View image in fullscreen A 12-year-old Patrick Lenton, right, with his family

I’m used to being a kind of cursed AFL figure in my family. From a young age it was clear that my primary form of rebellion (there was a brief, half-hearted goth phase) would be through a complete lack of interest in football, sport, or activities of any kind. My entire extended family are Swans-obsessed – my late grandfather, Godfrey Castieau, was a member since 1982 and we received a kind note of condolence from the Swans’ chief executive at his funeral. I endured a few years as the black sheep (or perhaps black swan, in the Natalie Portman sense) of the family, dragged along to every home game until I was finally old enough to be left at home without burning myself on the oven.

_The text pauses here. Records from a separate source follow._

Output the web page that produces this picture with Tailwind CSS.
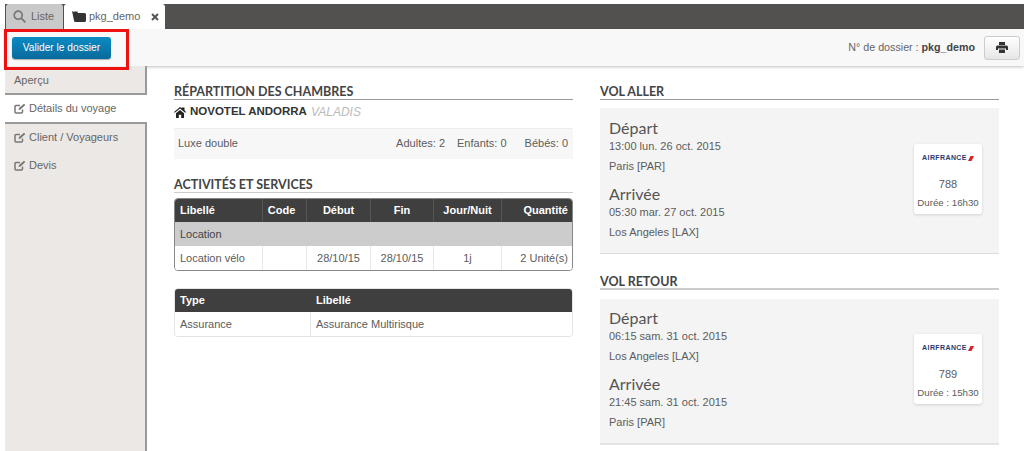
<!DOCTYPE html>
<html lang="fr">
<head>
  <meta charset="UTF-8">
  <title>pkg_demo</title>
  <script src="https://cdn.jsdelivr.net/npm/@tailwindcss/browser@4"></script>
</head>
<body class="bg-white">
  <div class="relative w-[1024px] h-[451px] overflow-hidden pt-[4px] pl-[5px] font-['Liberation_Sans',sans-serif] text-[11px] text-[#5c5c5c]">

    <!-- tabs -->
    <div class="flex items-end h-[25px] bg-[#525150] pl-[1px]">
      <div class="flex items-center gap-[5px] w-[57px] h-[25px] bg-[#c9c9c9] pl-[7px] text-[#666] rounded-t-[3px]">
        <svg class="w-[13px] h-[13px]" viewBox="0 0 13 13" fill="none" stroke="#777" stroke-width="1.700"><circle cx="5.200" cy="5.200" r="4"/><path d="M8.200 8.200l4.200 4.200"/></svg>
        <span>Liste</span>
      </div>
      <div class="flex items-center gap-[3px] w-[101px] h-[25px] ml-[1px] bg-white pl-[8px] text-[#666] rounded-t-[3px]">
        <svg class="w-[14px] h-[11px]" viewBox="0 0 14 11" fill="#333"><path d="M0 0l2 1 1-1 1 1 1-1 1 2h6.500A1.500 1.500 0 0 1 14 3.500V9.500A1.500 1.500 0 0 1 12.500 11H3.500A1.500 1.500 0 0 1 2 9.500z"/></svg>
        <span>pkg_demo</span>
        <svg class="w-[8px] h-[8px] ml-[8px]" viewBox="0 0 8 8" stroke="#555" stroke-width="2"><path d="M1 1l6 6M7 1L1 7"/></svg>
      </div>
    </div>

    <!-- toolbar -->
    <div class="flex items-center justify-between h-[37px] bg-[#f8f8f8] shadow-[0_1px_3px_rgba(0,0,0,0.25)] pl-[7px] pr-[4px]">
      <button class="w-[99px] h-[22px] rounded-[3px] bg-gradient-to-b from-[#0a8cc4] to-[#0a6a9c] text-white text-[10.200px] shadow-[0_1px_1px_rgba(0,0,0,0.3)]">Valider le dossier</button>
      <div class="flex items-center gap-[9px]">
        <span class="text-[10.700px] text-[#666]">N° de dossier : <b class="text-[#444]">pkg_demo</b></span>
        <div class="flex items-center justify-center w-[36px] h-[24px] rounded-[3px] border border-[#ccc] bg-gradient-to-b from-white to-[#e6e6e6]">
          <svg class="w-[12px] h-[11px]" viewBox="0 0 12 11" fill="#333"><path d="M3 0h6v3H3zM1.500 3.500h9A1.500 1.500 0 0 1 12 5v3h-2V6.500H2V8H0V5a1.500 1.500 0 0 1 1.500-1.500zM3 7.500h6V11H3z"/></svg>
        </div>
      </div>
    </div>

    <div class="flex">
      <!-- sidebar -->
      <div class="w-[142px] h-[385px] shrink-0 text-[11px] text-[#666]">
        <div class="flex items-center h-[29px] pl-[9px] pt-[1px] bg-[#ece8e5] border-r-2 border-b-2 border-[#9a9a9a]">Aperçu</div>
        <div class="flex items-center gap-[3px] h-[27px] pl-[9px] bg-white">
          <svg class="w-[12px] h-[11px]" viewBox="0 0 12 11" fill="none" stroke="#777" stroke-width="1.500"><path d="M8.500 6.500V9a1 1 0 0 1-1 1H2a1 1 0 0 1-1-1V3.500a1 1 0 0 1 1-1h4"/><path d="M4.500 7l.5-2 5-4.300 1.300 1.300L6.500 6.500z" fill="#777" stroke="none"/></svg>
          <span>Détails du voyage</span>
        </div>
        <div class="h-[329px] bg-[#ece8e5] border-r-2 border-t-2 border-[#9a9a9a]">
          <div class="flex items-center gap-[3px] h-[27px] pl-[9px]">
            <svg class="w-[12px] h-[11px]" viewBox="0 0 12 11" fill="none" stroke="#777" stroke-width="1.500"><path d="M8.500 6.500V9a1 1 0 0 1-1 1H2a1 1 0 0 1-1-1V3.500a1 1 0 0 1 1-1h4"/><path d="M4.500 7l.5-2 5-4.300 1.300 1.300L6.500 6.500z" fill="#777" stroke="none"/></svg>
            <span>Client / Voyageurs</span>
          </div>
          <div class="flex items-center gap-[3px] h-[29px] pl-[9px]">
            <svg class="w-[12px] h-[11px]" viewBox="0 0 12 11" fill="none" stroke="#777" stroke-width="1.500"><path d="M8.500 6.500V9a1 1 0 0 1-1 1H2a1 1 0 0 1-1-1V3.500a1 1 0 0 1 1-1h4"/><path d="M4.500 7l.5-2 5-4.300 1.300 1.300L6.500 6.500z" fill="#777" stroke="none"/></svg>
            <span>Devis</span>
          </div>
        </div>
      </div>

      <!-- left column -->
      <div class="w-[399px] ml-[27px] pt-[17px] shrink-0">
        <h2 class="h-[17px] border-b border-[#999] font-['Lato',sans-serif] font-bold text-[12.500px] leading-[17px] text-[#444]">RÉPARTITION DES CHAMBRES</h2>
        <div class="flex items-center gap-[4px] h-[24px] text-[11.500px] font-bold text-[#333]">
          <svg class="w-[12px] h-[11px]" viewBox="0 0 12 11" fill="#222"><path d="M9 .5h1.500v2.800L12 5l-.8.8L6 1.400.8 5.800 0 5l6-5 1.500 1.300V.5zM2 6.300l4-3.400 4 3.400V11H7.200V7.800H4.800V11H2z"/></svg>
          <span>NOVOTEL ANDORRA</span>
          <span class="font-normal italic text-[12px] text-[#bbb]">VALADIS</span>
        </div>
        <div class="flex items-center justify-between h-[31px] mt-[4px] pl-[4px] pr-[5px] pb-[2px] bg-[#f7f7f7] border-t border-[#eee]">
          <span>Luxe double</span>
          <div class="flex">
            <span>Adultes: 2</span>
            <span class="ml-[12px]">Enfants: 0</span>
            <span class="ml-[18px]">Bébés: 0</span>
          </div>
        </div>

        <h2 class="h-[17px] mt-[17px] border-b border-[#ccc] font-['Lato',sans-serif] font-bold text-[12.500px] leading-[17px] text-[#444]">ACTIVITÉS ET SERVICES</h2>

        <div class="mt-[5px] rounded-[4px] border border-[#888] overflow-hidden">
          <div class="grid grid-cols-[88px_44px_64px_63px_68px_1fr] h-[23px] items-center bg-[#3f3f3f] font-bold text-white text-center">
            <div class="text-left pl-[5px] h-full flex items-center border-r border-[#555]">Libellé</div>
            <div class="h-full flex items-center justify-center pr-[6px] border-r border-[#555]">Code</div>
            <div class="h-full flex items-center justify-center border-r border-[#555]">Début</div>
            <div class="h-full flex items-center justify-center border-r border-[#555]">Fin</div>
            <div class="h-full flex items-center justify-center border-r border-[#555]">Jour/Nuit</div>
            <div class="text-right pr-[4px]">Quantité</div>
          </div>
          <div class="flex items-center h-[24px] pl-[5px] bg-[#cccccc] text-[#444]">Location</div>
          <div class="grid grid-cols-[88px_44px_64px_63px_68px_1fr] h-[24px] items-center bg-white text-center">
            <div class="text-left pl-[5px] h-full flex items-center border-r border-[#e8e8e8]">Location vélo</div>
            <div class="h-full border-r border-[#e8e8e8]"></div>
            <div class="h-full flex items-center justify-center border-r border-[#e8e8e8]">28/10/15</div>
            <div class="h-full flex items-center justify-center border-r border-[#e8e8e8]">28/10/15</div>
            <div class="h-full flex items-center justify-center border-r border-[#e8e8e8]">1j</div>
            <div class="text-right pr-[4px]">2 Unité(s)</div>
          </div>
        </div>

        <div class="mt-[17px] rounded-[4px] border border-[#e4e4e4] overflow-hidden">
          <div class="grid grid-cols-[136px_1fr] h-[23px] items-center bg-[#3f3f3f] font-bold text-white">
            <div class="pl-[5px]">Type</div>
            <div class="pl-[5px]">Libellé</div>
          </div>
          <div class="grid grid-cols-[136px_1fr] h-[24px] items-center bg-white">
            <div class="pl-[5px] h-full flex items-center border-r border-[#e8e8e8]">Assurance</div>
            <div class="pl-[5px]">Assurance Multirisque</div>
          </div>
        </div>
      </div>

      <!-- right column -->
      <div class="w-[399px] ml-[27px] pt-[17px] shrink-0">
        <h2 class="h-[17px] border-b border-[#999] font-['Lato',sans-serif] font-bold text-[12.500px] leading-[17px] text-[#444]">VOL ALLER</h2>
        <div class="flex justify-between h-[146px] mt-[8px] pl-[9px] pr-[17px] bg-[#f4f4f4] border-b border-[#ddd]">
          <div>
            <div class="mt-[10px] font-['Lato',sans-serif] text-[16px] leading-[20px] text-[#555]">Départ</div>
            <div class="leading-[14px] mt-[1px]">13:00 lun. 26 oct. 2015</div>
            <div class="leading-[14px] mt-[6px]">Paris [PAR]</div>
            <div class="mt-[11px] font-['Lato',sans-serif] text-[16px] leading-[20px] text-[#555]">Arrivée</div>
            <div class="leading-[14px] mt-[1px]">05:30 mar. 27 oct. 2015</div>
            <div class="leading-[14px] mt-[6px]">Los Angeles [LAX]</div>
          </div>
          <div class="w-[68px] h-[70px] mt-[36px] rounded-[3px] bg-white shadow-[0_1px_3px_rgba(0,0,0,0.15)] text-center">
            <div class="flex items-center justify-center gap-[1px] h-[14px] pt-[7px] box-content font-bold text-[7px] text-[#2a3a70] tracking-[0.4px]">AIRFRANCE<svg class="w-[6px] h-[5px]" viewBox="0 0 6 5" fill="#d8232a"><path d="M2.500 0H6L3.500 5H0z"/></svg></div>
            <div class="mt-[12px] leading-[14px] text-[11px]">788</div>
            <div class="mt-[5px] leading-[14px] text-[9.700px] whitespace-nowrap">Durée : 16h30</div>
          </div>
        </div>

        <h2 class="h-[17px] mt-[19px] border-b-2 border-[#ccc] font-['Lato',sans-serif] font-bold text-[12.500px] leading-[17px] text-[#444]">VOL RETOUR</h2>
        <div class="flex justify-between h-[146px] mt-[9px] pl-[9px] pr-[17px] bg-[#f4f4f4] border-b-2 border-[#e4e4e4]">
          <div>
            <div class="mt-[9px] font-['Lato',sans-serif] text-[16px] leading-[20px] text-[#555]">Départ</div>
            <div class="leading-[14px] mt-[1px]">06:15 sam. 31 oct. 2015</div>
            <div class="leading-[14px] mt-[6px]">Los Angeles [LAX]</div>
            <div class="mt-[11px] font-['Lato',sans-serif] text-[16px] leading-[20px] text-[#555]">Arrivée</div>
            <div class="leading-[14px] mt-[1px]">21:45 sam. 31 oct. 2015</div>
            <div class="leading-[14px] mt-[6px]">Paris [PAR]</div>
          </div>
          <div class="w-[68px] h-[70px] mt-[35px] rounded-[3px] bg-white shadow-[0_1px_3px_rgba(0,0,0,0.15)] text-center">
            <div class="flex items-center justify-center gap-[1px] h-[14px] pt-[7px] box-content font-bold text-[7px] text-[#2a3a70] tracking-[0.4px]">AIRFRANCE<svg class="w-[6px] h-[5px]" viewBox="0 0 6 5" fill="#d8232a"><path d="M2.500 0H6L3.500 5H0z"/></svg></div>
            <div class="mt-[12px] leading-[14px] text-[11px]">789</div>
            <div class="mt-[5px] leading-[14px] text-[9.700px] whitespace-nowrap">Durée : 15h30</div>
          </div>
        </div>
      </div>
    </div>

    <!-- red annotation box around the button -->
    <div class="absolute left-[4px] top-[29px] w-[125px] h-[41px] border-[3px] border-[#ee1111]"></div>
  </div>
</body>
</html>
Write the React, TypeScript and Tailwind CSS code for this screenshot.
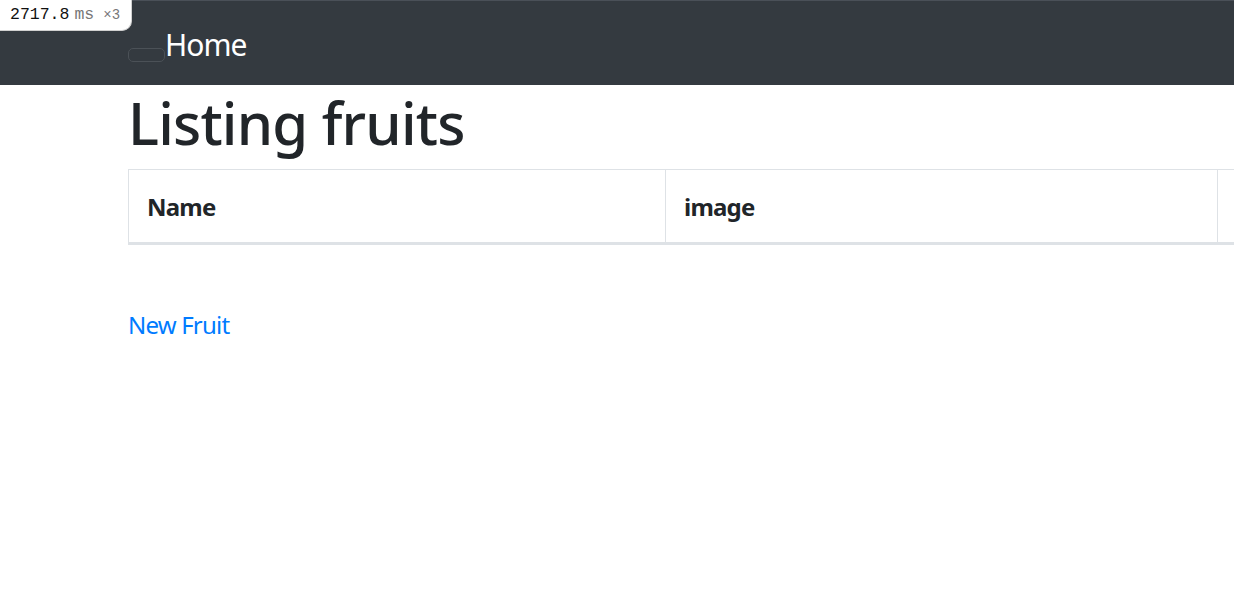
const font = { fontFamily: '"Noto Sans", "Segoe UI", Arial, sans-serif' };

const ProfilerBadge = () => (
    <div className="absolute left-0 top-0 z-10 flex h-[31px] w-[132px] items-center rounded-br-[10px] border border-t-0 border-l-0 border-[#d0d0d0] bg-white pl-[10px] font-['Liberation_Mono',monospace] text-[16.5px]">
        <span className="text-[#111]">2717.8</span>
        <span className="ml-[5px] text-[#777]">ms</span>
        <span className="ml-[9px] text-[14px] text-[#777]">×3</span>
    </div>
);

const App = () => {
    return (
        <div className="relative min-h-[594px] w-[1234px] overflow-hidden bg-white text-[#212529]" style={font}>
            <ProfilerBadge />

            <nav className="h-[85px] border-t border-[#4a5058] bg-[#343a40]">
                <div className="flex h-full items-start pl-[128px] pt-[21px]">
                    <span className="mt-[26px] h-[14px] w-[37px] rounded-[5px] border border-[#4b5157]" />
                    <a className="text-[30px] leading-[45px] tracking-[-1px] text-white">Home</a>
                </div>
            </nav>

            <main className="pl-[128px]">
                <h1 className="mb-[12px] pt-[3px] text-[58px] leading-[69px] font-medium tracking-[-0.8px]">Listing fruits</h1>

                <table className="w-[1200px] border-collapse text-[24px] leading-[36px]">
                    <thead>
                        <tr>
                            <th className="w-[537px] border border-b-[3px] border-[#dee2e6] px-[18px] pt-[19px] pb-[17px] text-left font-bold tracking-[-0.8px]">Name</th>
                            <th className="w-[552px] border border-b-[3px] border-[#dee2e6] px-[18px] pt-[19px] pb-[17px] text-left font-bold tracking-[-0.8px]">image</th>
                            <th className="border border-b-[3px] border-[#dee2e6] p-[18px]" colSpan={2}></th>
                        </tr>
                    </thead>
                    <tbody></tbody>
                </table>

                <p className="mt-[62px]">
                    <a className="text-[24px] leading-[36px] tracking-[-0.8px] text-[#007bff]">New Fruit</a>
                </p>
            </main>
        </div>
    );
};

export default App;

Sometimes I’d spend the evening of the game with my grandma, who also wasn’t a fan. In between watching British crime procedurals we’d switch the channel to check to see if the Swans were winning, trading stoic glances like women gathered around the wireless for word of our boys on the western front.

But my family were always supportive and understanding about my choices, never forcing me to engage with the game. Their only requests were reasonable – “It doesn’t matter if you bring home a boy or a girl, just don’t bring home a Collingwood fan.”

In retrospect I have to wonder just how kind and understanding my family actually was. The last game I attended, back in the 1990s, was a critical semi-final of some sort and, as was my tradition, I spent the game reading a giant hard-cover fantasy tome. I looked up to see that I was featured on the big screen at the end of the field, the camera having scanned the crowd and zoomed in on me. The crowd booed. Later on the Swannies lost.

I always thought my parents had then decided that I clearly wasn’t interested and could stay home out of kindness – but, looking back, I think they recognised a bad omen when they saw it, a cursed book-boy jinxing the team, and left me behind to avoid further calamity.

And now it seems my AFL bad luck stink has only grown stronger. I can only assume that when they come to visit Melbourne for what I hope will be next year’s Swans’ grand final, they will sensibly choose to forget to invite me to breakfast.

I guess I’ll always have the off-season to see them.